Can't reproduce this on our 3.14.2 test box, can't get the go ahead from the boss to play with the prod box. If I manage to reproduce this at some point in the future I will post a bug. I suspect seeing as you guys have fixed it that the few assets we have like this got that way while we were having fairly severe DB outages.

Hi, sorry for not replying, I was at Squiz doing some training…


Thanks for your replies, but you know I wasn't even talking about automating this. Perhaps making an asset list that displayed file size would be a way to show up which files have an identical size which is a pretty good clue. I've used a dupe finding program for my mp3 collection but I don't know about using it on a dataset…



But I was only looking for a way to do it manually as I go. It's there on the HIPO that pops up when I delete an item!


The Move to Trash HIPO doesn't show duplicates -- it merely shows whether or not the asset(s) being deleted are currently in use anywhere else in the system.

It does however give the option to relink to a different asset.


URL Remapping

When these assets are moved to the trash, any URLs that they currently have will be broken. To remap their URLs to another asset (Eg. a "Page not found" asset), select that asset in the field below.



That's all I was after. Though obviously there should be some sort of system tool that could discover duplicate assets.



Give me a bell when it is ready, ta.


This only adds an entry into the Remap Manager so that if a user has the direct URL of the asset bookmarked, Matrix can redirect them to a new asset. It does not change any internal links to that asset, so those links will be broken.

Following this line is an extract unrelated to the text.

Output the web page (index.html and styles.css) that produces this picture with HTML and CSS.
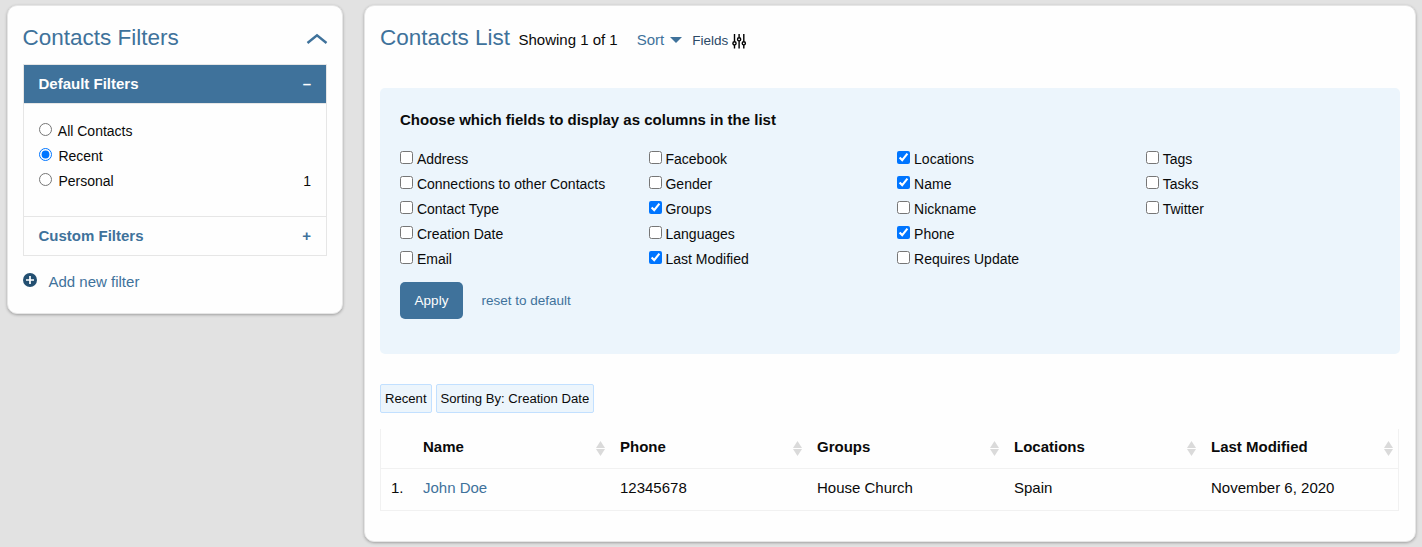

[quote]That's all I was after. Though obviously there should be some sort of system tool that could discover duplicate assets.

Give me a bell when it is ready, ta.[/quote]

If you want this to be developed, you should speak to your Squiz account manager about funding it. :)

So if my system admin is fond of 'cleaning up the remap manager' then it will break the link? Thanks for pointing it out, as if that is the case I am misled by the HIPO dialogue, as I assumed it changed the link itself.

Correct -- if your sysadmin removes Remap Manager links then this will break.